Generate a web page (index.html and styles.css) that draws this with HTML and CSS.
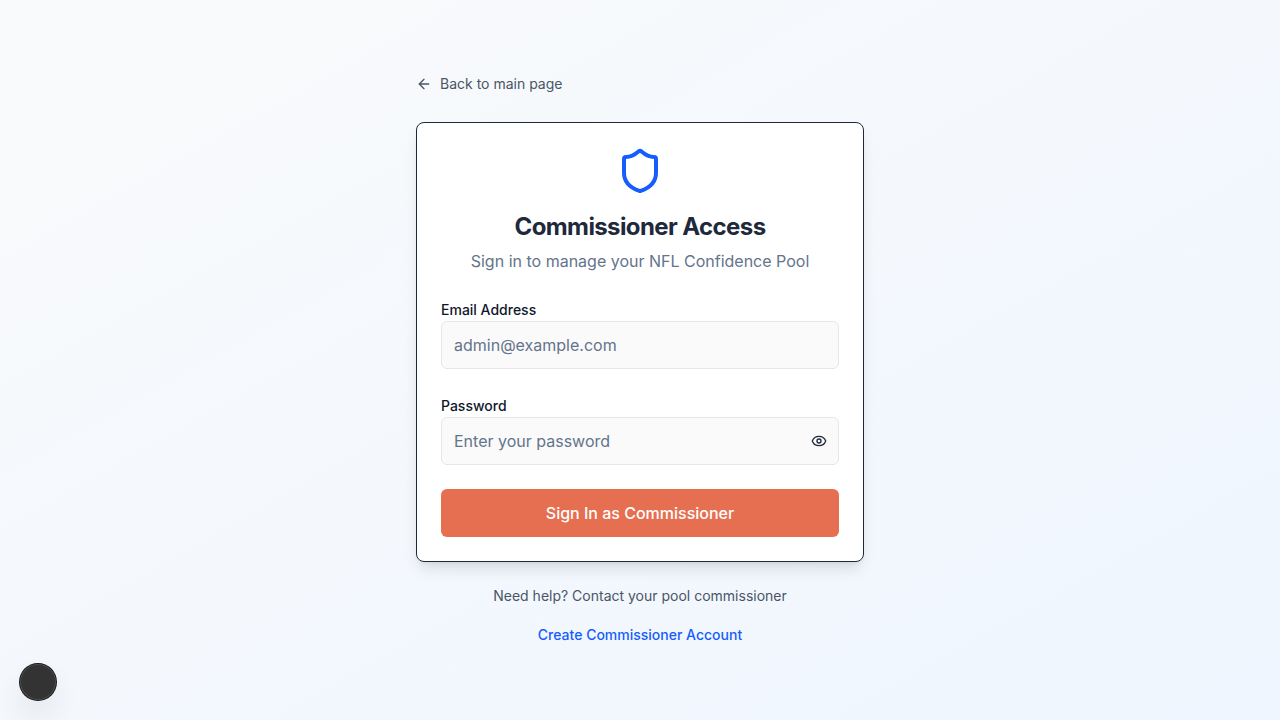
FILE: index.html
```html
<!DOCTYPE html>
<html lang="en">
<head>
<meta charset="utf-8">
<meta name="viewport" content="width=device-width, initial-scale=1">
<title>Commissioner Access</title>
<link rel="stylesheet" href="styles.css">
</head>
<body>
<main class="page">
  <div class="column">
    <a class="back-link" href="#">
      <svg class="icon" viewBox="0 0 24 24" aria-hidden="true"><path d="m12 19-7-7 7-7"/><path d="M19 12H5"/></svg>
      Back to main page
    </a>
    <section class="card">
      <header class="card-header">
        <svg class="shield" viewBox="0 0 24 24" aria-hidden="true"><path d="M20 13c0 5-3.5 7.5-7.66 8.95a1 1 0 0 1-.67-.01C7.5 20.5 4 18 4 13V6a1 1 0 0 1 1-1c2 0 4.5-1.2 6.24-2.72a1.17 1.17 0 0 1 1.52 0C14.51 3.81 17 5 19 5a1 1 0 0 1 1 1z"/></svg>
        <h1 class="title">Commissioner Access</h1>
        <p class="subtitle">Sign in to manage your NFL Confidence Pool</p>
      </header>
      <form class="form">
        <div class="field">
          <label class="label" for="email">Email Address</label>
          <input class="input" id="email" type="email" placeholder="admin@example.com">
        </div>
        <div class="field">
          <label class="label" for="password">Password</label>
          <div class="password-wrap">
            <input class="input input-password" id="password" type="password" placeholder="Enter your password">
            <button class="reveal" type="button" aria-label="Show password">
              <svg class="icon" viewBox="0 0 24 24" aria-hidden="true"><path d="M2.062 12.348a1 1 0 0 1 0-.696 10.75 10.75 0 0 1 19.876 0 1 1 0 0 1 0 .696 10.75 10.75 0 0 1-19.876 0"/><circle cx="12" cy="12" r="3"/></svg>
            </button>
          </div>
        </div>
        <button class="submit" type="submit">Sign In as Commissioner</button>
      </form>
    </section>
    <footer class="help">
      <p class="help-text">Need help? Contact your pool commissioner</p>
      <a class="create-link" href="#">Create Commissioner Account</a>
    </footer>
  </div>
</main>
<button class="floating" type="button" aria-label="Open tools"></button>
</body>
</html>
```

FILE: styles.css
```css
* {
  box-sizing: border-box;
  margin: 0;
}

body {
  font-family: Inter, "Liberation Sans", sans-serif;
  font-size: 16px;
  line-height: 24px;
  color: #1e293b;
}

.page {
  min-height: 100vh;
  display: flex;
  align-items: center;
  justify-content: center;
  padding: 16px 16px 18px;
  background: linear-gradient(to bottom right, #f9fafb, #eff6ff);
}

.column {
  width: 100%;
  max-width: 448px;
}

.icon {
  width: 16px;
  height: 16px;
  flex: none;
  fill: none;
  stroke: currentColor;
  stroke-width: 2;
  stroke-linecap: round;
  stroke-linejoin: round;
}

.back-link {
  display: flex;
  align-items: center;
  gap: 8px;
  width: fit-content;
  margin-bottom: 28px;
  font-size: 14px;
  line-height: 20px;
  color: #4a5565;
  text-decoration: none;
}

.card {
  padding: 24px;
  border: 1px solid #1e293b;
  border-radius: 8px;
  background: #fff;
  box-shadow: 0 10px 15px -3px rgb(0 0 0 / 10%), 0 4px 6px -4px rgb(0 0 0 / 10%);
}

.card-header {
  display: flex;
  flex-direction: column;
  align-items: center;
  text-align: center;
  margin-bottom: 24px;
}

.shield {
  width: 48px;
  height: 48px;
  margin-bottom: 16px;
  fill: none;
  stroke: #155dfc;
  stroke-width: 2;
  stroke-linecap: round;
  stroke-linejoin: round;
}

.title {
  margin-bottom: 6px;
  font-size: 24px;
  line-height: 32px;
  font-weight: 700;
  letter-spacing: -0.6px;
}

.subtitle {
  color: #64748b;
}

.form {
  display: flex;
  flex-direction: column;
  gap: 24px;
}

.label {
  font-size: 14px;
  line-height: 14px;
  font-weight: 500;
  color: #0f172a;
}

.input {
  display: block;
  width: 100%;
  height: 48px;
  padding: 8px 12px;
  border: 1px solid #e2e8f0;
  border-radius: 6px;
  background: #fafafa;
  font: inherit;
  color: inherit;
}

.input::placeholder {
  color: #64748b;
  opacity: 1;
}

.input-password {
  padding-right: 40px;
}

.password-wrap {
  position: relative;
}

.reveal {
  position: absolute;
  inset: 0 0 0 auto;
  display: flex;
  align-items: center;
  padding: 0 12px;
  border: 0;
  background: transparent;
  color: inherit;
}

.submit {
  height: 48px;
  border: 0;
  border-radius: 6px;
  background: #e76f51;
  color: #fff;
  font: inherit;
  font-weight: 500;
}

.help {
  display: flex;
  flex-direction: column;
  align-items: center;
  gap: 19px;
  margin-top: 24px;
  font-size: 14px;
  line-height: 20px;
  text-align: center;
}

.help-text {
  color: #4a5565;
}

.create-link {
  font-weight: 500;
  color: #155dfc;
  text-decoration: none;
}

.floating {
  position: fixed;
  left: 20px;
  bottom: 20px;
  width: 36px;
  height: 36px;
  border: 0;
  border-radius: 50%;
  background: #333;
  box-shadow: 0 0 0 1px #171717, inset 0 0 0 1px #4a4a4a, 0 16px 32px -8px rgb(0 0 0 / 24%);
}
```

**Exercise prompt:** In the listing, find every line with the word "page" and state how many there are, nothing more.

**Response to the task:** 4